> _SOURCE EXCERPT_:
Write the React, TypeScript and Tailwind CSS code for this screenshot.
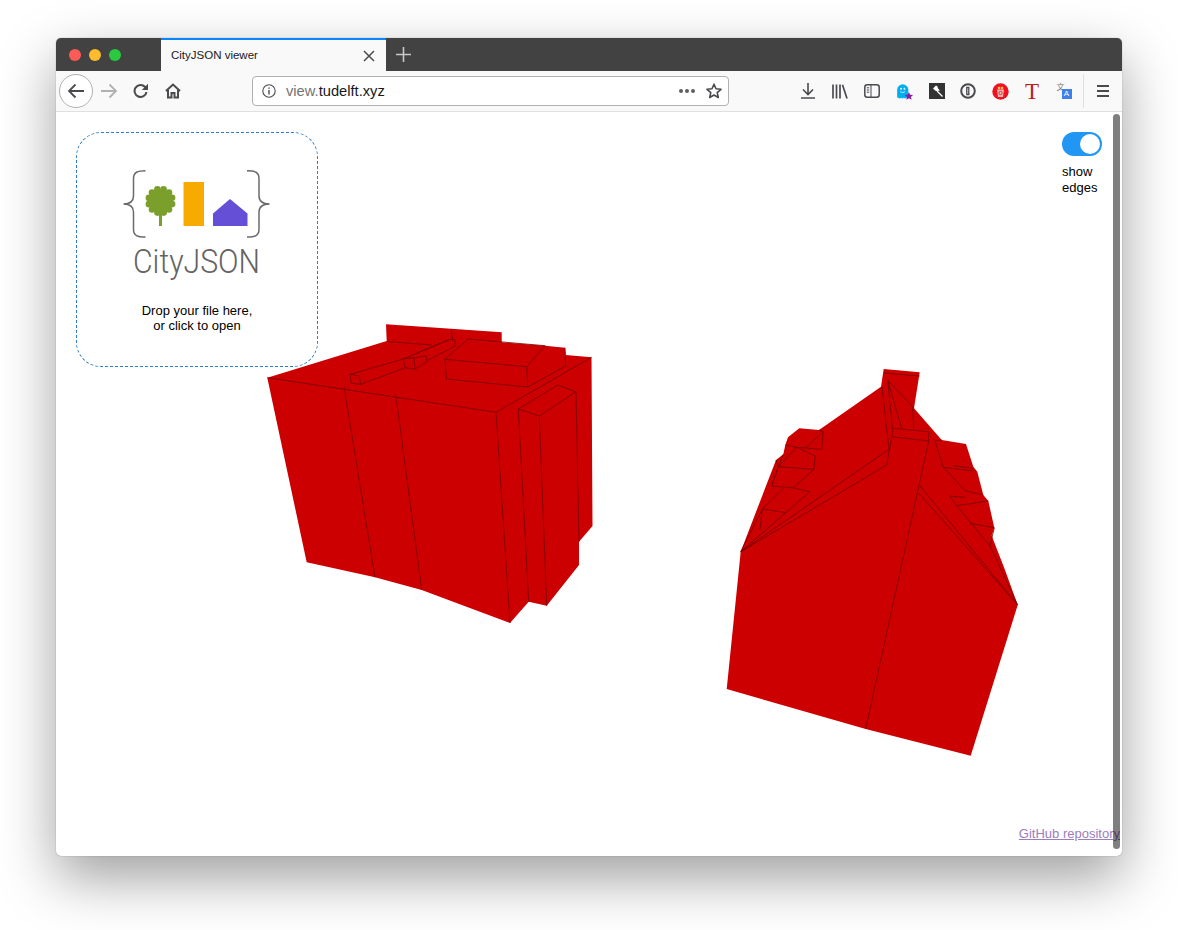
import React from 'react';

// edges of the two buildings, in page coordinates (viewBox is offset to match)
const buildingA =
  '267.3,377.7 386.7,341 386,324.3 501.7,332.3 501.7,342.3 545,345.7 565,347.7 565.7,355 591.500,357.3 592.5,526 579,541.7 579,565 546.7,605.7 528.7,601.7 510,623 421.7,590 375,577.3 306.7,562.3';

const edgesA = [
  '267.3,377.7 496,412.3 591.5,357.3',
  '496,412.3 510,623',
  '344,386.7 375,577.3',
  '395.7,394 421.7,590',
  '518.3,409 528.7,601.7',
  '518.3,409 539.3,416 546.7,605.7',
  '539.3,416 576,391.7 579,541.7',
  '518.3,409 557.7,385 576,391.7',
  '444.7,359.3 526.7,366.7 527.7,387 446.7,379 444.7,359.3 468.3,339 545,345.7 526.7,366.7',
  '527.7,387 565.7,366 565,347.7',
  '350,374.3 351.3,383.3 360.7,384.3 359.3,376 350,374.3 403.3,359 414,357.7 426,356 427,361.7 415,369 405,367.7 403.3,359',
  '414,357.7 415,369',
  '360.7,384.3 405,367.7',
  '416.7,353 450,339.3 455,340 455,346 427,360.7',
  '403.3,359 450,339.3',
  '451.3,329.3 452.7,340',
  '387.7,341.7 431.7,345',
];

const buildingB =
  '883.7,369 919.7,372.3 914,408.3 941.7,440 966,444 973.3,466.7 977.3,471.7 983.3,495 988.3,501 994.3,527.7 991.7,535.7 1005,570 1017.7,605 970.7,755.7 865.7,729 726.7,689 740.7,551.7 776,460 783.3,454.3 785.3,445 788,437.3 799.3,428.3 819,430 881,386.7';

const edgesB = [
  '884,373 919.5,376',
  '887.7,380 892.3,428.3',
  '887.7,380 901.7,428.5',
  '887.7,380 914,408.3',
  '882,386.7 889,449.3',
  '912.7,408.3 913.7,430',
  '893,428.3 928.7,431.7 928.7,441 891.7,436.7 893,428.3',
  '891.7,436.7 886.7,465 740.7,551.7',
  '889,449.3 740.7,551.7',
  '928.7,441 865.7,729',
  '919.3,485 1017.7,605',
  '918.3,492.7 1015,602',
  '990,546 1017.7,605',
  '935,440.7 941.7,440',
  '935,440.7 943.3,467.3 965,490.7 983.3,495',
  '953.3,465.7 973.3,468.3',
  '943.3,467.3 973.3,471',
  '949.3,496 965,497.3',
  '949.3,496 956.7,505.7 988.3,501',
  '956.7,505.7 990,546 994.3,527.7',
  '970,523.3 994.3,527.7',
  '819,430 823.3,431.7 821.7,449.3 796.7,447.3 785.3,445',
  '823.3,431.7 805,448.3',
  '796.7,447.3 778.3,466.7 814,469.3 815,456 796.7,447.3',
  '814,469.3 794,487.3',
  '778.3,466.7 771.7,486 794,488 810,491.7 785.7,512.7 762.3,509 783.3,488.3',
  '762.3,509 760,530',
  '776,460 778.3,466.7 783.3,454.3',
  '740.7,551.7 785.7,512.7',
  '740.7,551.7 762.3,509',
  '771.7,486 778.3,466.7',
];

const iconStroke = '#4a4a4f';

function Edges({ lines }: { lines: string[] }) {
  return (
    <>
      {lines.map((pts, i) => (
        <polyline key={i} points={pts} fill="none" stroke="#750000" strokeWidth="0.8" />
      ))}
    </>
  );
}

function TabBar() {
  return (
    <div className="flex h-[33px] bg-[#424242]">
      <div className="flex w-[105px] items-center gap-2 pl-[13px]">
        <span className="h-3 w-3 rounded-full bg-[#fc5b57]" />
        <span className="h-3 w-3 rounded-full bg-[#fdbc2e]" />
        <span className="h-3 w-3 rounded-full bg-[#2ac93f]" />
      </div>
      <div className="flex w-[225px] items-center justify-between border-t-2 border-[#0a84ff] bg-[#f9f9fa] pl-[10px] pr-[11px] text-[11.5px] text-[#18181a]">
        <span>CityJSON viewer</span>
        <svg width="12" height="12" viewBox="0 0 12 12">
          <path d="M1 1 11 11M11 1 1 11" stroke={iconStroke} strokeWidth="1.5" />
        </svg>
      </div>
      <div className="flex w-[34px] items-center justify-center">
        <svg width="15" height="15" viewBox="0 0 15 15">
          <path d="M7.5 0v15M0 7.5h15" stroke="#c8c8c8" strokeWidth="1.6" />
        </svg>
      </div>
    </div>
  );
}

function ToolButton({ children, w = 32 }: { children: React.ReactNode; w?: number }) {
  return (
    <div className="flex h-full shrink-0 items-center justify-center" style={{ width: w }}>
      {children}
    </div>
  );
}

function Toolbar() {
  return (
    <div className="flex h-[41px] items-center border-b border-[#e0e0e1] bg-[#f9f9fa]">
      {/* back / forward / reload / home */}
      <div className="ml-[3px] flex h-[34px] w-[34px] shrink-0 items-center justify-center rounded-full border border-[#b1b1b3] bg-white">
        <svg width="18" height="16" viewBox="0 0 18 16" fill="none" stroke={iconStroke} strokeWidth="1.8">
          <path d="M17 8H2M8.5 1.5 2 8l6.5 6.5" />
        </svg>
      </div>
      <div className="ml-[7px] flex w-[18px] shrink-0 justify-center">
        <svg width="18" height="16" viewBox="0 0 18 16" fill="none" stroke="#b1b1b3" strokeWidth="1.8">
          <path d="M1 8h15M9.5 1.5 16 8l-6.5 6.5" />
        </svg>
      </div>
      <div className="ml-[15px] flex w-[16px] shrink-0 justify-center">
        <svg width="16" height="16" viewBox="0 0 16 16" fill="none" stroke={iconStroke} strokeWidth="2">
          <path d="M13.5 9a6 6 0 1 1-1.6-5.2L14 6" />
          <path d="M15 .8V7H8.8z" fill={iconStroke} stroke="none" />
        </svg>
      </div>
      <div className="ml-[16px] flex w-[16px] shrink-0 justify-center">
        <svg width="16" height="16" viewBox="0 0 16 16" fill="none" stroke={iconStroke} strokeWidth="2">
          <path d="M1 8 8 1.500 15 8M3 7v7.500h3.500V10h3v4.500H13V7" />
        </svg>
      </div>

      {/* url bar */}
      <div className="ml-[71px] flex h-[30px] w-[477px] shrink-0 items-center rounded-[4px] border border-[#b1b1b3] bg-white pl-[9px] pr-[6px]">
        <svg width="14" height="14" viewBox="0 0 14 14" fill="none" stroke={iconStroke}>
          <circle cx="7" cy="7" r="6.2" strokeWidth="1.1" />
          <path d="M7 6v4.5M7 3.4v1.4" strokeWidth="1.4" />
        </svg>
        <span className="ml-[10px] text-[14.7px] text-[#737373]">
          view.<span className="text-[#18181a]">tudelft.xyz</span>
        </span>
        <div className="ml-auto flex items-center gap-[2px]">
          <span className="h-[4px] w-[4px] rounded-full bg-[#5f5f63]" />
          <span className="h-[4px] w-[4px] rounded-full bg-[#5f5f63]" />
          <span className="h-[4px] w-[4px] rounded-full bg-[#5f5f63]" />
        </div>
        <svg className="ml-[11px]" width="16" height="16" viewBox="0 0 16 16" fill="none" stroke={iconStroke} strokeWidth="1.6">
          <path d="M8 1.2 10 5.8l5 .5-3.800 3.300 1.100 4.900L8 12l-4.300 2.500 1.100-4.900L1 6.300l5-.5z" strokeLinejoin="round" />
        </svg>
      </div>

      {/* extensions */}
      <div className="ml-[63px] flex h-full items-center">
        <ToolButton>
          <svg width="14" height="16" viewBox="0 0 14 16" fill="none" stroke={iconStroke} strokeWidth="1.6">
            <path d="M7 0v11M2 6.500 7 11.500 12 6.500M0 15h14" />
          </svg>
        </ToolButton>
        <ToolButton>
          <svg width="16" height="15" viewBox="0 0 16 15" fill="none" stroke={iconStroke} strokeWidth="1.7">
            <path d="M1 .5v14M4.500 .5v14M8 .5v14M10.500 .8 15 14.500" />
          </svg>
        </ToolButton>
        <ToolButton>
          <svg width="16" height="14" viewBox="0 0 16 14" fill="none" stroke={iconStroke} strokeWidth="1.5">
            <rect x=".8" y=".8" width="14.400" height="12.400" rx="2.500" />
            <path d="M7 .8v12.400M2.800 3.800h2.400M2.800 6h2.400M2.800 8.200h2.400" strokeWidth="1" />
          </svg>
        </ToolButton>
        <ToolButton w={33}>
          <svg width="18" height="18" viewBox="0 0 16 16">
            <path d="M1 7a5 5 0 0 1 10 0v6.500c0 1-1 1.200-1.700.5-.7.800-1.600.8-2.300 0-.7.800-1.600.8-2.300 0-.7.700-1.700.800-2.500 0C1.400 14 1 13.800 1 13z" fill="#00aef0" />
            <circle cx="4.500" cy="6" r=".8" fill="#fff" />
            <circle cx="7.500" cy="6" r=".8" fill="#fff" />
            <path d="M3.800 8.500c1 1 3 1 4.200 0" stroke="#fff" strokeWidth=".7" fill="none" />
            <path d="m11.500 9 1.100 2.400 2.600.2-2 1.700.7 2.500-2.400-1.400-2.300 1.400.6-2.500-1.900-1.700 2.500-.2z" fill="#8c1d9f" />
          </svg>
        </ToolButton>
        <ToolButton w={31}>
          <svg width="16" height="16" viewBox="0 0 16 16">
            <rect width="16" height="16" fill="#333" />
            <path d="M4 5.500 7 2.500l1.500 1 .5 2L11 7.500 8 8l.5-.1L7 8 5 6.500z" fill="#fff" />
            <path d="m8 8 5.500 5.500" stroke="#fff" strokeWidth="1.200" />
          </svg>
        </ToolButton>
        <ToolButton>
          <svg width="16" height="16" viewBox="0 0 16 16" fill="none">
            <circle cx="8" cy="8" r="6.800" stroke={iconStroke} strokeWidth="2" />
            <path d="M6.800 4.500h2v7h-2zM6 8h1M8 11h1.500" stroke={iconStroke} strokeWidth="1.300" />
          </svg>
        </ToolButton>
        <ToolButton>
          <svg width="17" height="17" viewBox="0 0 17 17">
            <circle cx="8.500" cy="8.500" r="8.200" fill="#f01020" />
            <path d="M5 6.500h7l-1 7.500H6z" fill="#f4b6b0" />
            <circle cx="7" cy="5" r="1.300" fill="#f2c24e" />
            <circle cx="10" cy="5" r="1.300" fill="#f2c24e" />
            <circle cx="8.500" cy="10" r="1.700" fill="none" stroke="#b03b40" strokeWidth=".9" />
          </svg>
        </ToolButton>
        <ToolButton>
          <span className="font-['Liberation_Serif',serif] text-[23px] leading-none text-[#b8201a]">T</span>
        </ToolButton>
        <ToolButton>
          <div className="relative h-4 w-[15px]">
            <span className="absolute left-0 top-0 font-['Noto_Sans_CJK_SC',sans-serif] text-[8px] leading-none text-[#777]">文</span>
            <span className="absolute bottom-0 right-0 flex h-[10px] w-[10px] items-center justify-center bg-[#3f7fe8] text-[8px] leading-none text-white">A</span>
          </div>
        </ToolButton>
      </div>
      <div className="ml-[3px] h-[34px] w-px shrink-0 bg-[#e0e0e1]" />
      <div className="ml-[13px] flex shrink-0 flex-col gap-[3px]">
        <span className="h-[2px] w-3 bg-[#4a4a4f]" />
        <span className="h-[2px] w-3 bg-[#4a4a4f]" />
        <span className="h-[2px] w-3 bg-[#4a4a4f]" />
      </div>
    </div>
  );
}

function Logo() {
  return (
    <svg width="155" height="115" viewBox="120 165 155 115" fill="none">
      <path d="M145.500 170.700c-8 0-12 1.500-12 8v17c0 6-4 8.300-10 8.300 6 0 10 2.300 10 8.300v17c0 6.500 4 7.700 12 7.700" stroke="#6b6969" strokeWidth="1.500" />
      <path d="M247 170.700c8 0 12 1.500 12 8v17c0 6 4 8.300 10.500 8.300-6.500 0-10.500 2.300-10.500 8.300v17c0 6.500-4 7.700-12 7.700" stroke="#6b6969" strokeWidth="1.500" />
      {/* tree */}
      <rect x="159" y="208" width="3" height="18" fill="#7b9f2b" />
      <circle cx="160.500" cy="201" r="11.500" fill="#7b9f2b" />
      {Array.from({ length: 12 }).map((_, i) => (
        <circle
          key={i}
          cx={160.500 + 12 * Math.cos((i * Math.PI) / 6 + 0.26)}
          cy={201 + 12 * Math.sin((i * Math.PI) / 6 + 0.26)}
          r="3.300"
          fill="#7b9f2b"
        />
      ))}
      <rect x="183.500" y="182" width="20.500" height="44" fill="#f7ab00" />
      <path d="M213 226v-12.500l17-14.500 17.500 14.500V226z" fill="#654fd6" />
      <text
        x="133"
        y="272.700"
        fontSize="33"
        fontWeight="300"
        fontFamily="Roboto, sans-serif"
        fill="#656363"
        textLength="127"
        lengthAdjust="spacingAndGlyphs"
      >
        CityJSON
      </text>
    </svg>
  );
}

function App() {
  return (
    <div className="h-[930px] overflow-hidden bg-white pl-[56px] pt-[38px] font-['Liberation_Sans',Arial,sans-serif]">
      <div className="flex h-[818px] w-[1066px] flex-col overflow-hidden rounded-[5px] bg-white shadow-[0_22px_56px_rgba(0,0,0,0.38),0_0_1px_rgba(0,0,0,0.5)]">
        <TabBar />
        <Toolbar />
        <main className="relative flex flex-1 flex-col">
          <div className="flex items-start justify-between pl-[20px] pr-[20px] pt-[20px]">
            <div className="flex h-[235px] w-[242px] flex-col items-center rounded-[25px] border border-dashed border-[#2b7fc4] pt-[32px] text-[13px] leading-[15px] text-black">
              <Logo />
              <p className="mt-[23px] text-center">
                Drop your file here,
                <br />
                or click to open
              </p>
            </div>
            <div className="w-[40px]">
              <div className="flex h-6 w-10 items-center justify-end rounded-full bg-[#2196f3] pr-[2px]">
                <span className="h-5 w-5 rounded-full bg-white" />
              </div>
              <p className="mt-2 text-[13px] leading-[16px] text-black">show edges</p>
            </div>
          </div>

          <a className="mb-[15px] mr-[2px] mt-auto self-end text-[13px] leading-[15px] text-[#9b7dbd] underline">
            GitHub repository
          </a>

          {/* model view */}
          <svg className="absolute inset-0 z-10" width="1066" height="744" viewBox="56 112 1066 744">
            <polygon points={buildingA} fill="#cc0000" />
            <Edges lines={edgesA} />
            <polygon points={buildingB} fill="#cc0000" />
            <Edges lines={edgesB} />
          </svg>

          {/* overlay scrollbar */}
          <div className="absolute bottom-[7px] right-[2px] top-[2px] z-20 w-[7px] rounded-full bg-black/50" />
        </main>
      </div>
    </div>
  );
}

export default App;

> _AIM OF THE EXERCISE_:
Repeat the listing above from its first line through the line that contains "421.7,590 375,577.3 306.7,562.3';", both included, and nothing more. Drop the pictures.

> _RESULT_:
Write the React, TypeScript and Tailwind CSS code for this screenshot.
import React from 'react';

// edges of the two buildings, in page coordinates (viewBox is offset to match)
const buildingA =
  '267.3,377.7 386.7,341 386,324.3 501.7,332.3 501.7,342.3 545,345.7 565,347.7 565.7,355 591.500,357.3 592.5,526 579,541.7 579,565 546.7,605.7 528.7,601.7 510,623 421.7,590 375,577.3 306.7,562.3';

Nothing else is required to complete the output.